··· STORED DATA ···

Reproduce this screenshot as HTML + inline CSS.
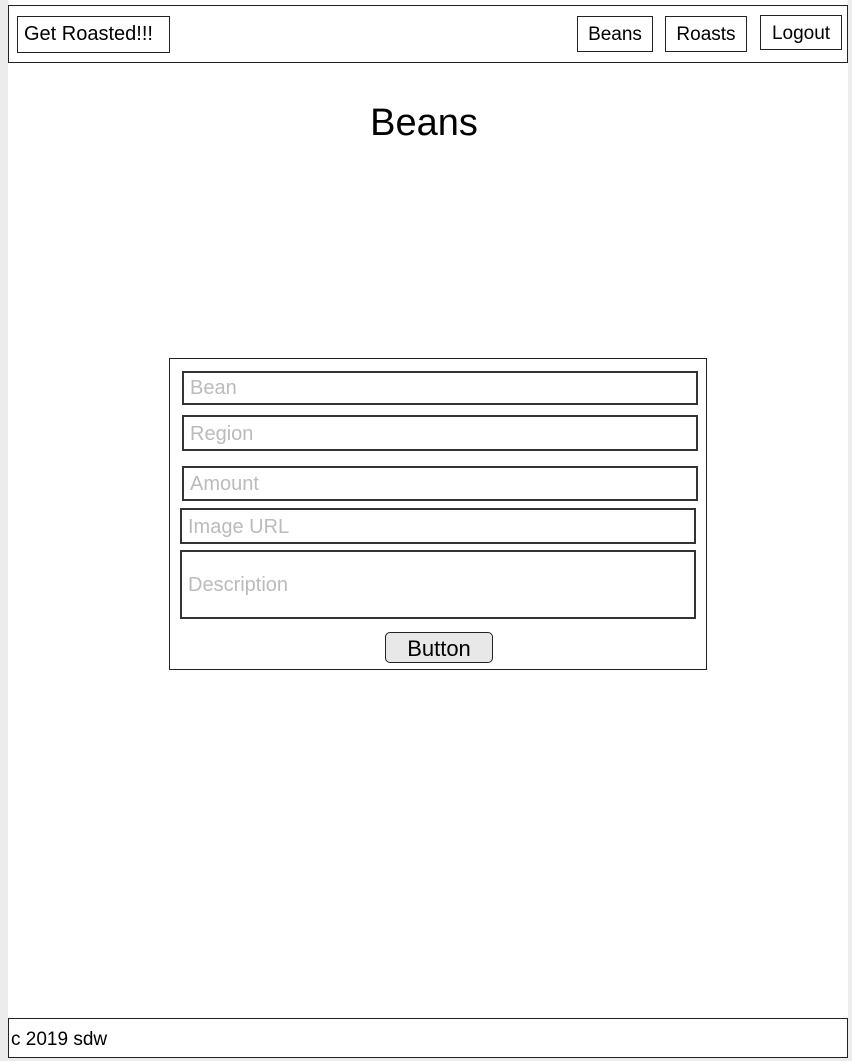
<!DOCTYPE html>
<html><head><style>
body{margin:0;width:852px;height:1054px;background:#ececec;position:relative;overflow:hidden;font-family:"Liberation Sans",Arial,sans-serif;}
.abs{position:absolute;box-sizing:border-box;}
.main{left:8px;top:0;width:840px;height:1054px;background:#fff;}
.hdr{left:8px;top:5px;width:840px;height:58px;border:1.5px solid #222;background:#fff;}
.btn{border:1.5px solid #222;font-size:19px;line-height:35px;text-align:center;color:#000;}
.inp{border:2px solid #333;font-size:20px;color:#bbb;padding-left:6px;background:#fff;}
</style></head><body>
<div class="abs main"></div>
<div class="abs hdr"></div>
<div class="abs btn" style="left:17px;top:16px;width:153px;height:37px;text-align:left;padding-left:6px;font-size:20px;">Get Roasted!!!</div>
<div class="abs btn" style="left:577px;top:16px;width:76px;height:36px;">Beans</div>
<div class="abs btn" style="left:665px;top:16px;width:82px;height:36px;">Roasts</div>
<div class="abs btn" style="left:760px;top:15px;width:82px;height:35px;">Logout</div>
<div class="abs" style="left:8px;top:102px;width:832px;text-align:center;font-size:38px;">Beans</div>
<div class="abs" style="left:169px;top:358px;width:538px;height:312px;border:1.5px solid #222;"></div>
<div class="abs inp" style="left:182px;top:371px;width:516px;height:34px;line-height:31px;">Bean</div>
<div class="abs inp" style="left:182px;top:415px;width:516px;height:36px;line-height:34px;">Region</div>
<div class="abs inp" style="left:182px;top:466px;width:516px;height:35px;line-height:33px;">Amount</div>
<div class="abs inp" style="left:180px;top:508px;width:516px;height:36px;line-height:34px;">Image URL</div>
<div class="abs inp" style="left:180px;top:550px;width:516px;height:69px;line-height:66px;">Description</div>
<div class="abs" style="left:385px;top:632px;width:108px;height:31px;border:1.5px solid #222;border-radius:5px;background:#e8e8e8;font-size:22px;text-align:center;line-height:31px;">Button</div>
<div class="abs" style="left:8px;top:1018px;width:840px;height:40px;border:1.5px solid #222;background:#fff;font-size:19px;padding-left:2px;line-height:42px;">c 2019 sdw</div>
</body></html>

···

• **THE EXERCISE**: Set every line down exactly as written, leaving each picture out.

• **RESULT**:
Reproduce this screenshot as HTML + inline CSS.
<!DOCTYPE html>
<html><head><style>
body{margin:0;width:852px;height:1054px;background:#ececec;position:relative;overflow:hidden;font-family:"Liberation Sans",Arial,sans-serif;}
.abs{position:absolute;box-sizing:border-box;}
.main{left:8px;top:0;width:840px;height:1054px;background:#fff;}
.hdr{left:8px;top:5px;width:840px;height:58px;border:1.5px solid #222;background:#fff;}
.btn{border:1.5px solid #222;font-size:19px;line-height:35px;text-align:center;color:#000;}
.inp{border:2px solid #333;font-size:20px;color:#bbb;padding-left:6px;background:#fff;}
</style></head><body>
<div class="abs main"></div>
<div class="abs hdr"></div>
<div class="abs btn" style="left:17px;top:16px;width:153px;height:37px;text-align:left;padding-left:6px;font-size:20px;">Get Roasted!!!</div>
<div class="abs btn" style="left:577px;top:16px;width:76px;height:36px;">Beans</div>
<div class="abs btn" style="left:665px;top:16px;width:82px;height:36px;">Roasts</div>
<div class="abs btn" style="left:760px;top:15px;width:82px;height:35px;">Logout</div>
<div class="abs" style="left:8px;top:102px;width:832px;text-align:center;font-size:38px;">Beans</div>
<div class="abs" style="left:169px;top:358px;width:538px;height:312px;border:1.5px solid #222;"></div>
<div class="abs inp" style="left:182px;top:371px;width:516px;height:34px;line-height:31px;">Bean</div>
<div class="abs inp" style="left:182px;top:415px;width:516px;height:36px;line-height:34px;">Region</div>
<div class="abs inp" style="left:182px;top:466px;width:516px;height:35px;line-height:33px;">Amount</div>
<div class="abs inp" style="left:180px;top:508px;width:516px;height:36px;line-height:34px;">Image URL</div>
<div class="abs inp" style="left:180px;top:550px;width:516px;height:69px;line-height:66px;">Description</div>
<div class="abs" style="left:385px;top:632px;width:108px;height:31px;border:1.5px solid #222;border-radius:5px;background:#e8e8e8;font-size:22px;text-align:center;line-height:31px;">Button</div>
<div class="abs" style="left:8px;top:1018px;width:840px;height:40px;border:1.5px solid #222;background:#fff;font-size:19px;padding-left:2px;line-height:42px;">c 2019 sdw</div>
</body></html>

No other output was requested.